Bad Words, tells the story of Guy Trilby (Bateman), a bitter, surly man with an obvious chip on his shoulder. For some mysterious reason, Guy has made it his life’s mission to enter a children’s spelling bee and kick major ass, all thanks to a loophole in the rules. He is not concerned with the fact that he looks like a petulant jerk, stomping on the dreams of children. He has bigger fish to fry and will stop at nothing (including insulting and sabotaging the children) to win.

With the help of reporter, and sometimes lover, Jenny (Kathryn Hahn), Guy is able to make quick work of the regional spelling bees, and inevitably ends up at the televised national competition. Here, he strikes up a frenemyship with a 10 year old kid named Chaitanya Chopra. However, Guy doesn’t treat Chaitanya like a kid; in fact, Guy introduces Chaitanya to alcohol, lobsters, and helps him get his first peek at boobs. Despite the attempts to get him out of the competition, both through challenging words and poor accommodations, Guy is never discouraged. But what is his end goal? Why does he feel the need to bulldoze the competition? More importantly, will he actually get to the end of the spelling bee?

As Jason admits himself, Bad Words is not for everyone. If you are easily offended by bad language and raunchy, adult humor, maybe you should sit this one out. However, if you are a fan of this kind of genre, you will find yourself thoroughly amused and I imagine there will be many quotes stemming from this film.

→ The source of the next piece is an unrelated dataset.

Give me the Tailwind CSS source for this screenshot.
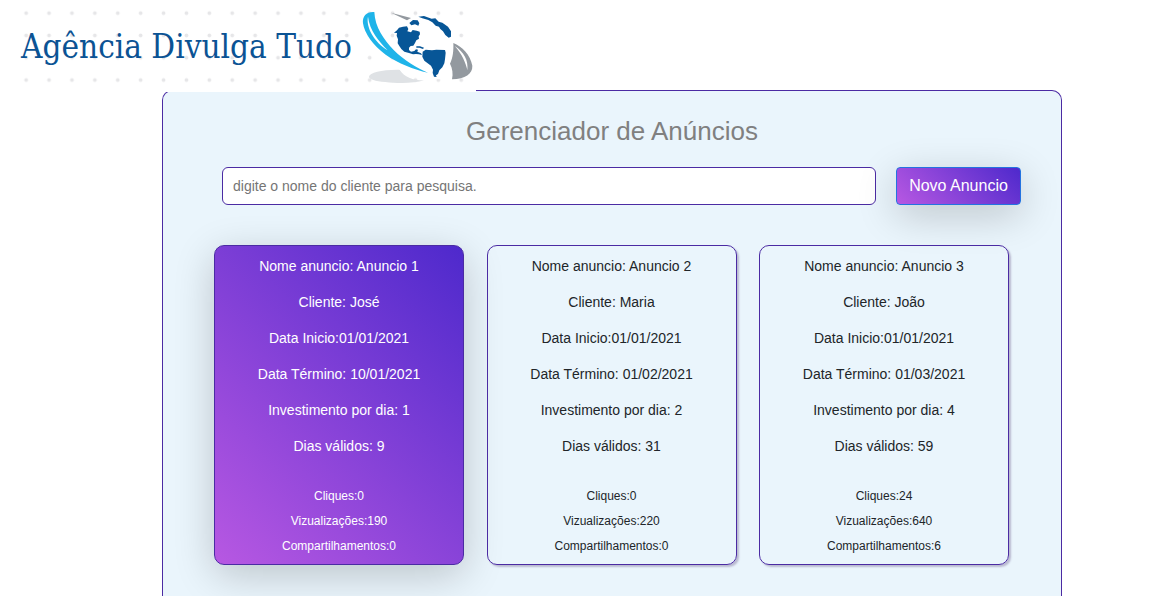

In person, not only is Jason funny, charming, and witty, but he is also incredibly insightful about his work. It’s easy to tell he is a movie fan just like the rest of us and wants audiences to have a great time laughing at his films. Thankfully, I was able to keep the fangirl freakout in check for our roundtable interview, where we talked about the awesome, original movie poster, the adult content of the movie, and what it felt like to direct himself in a film.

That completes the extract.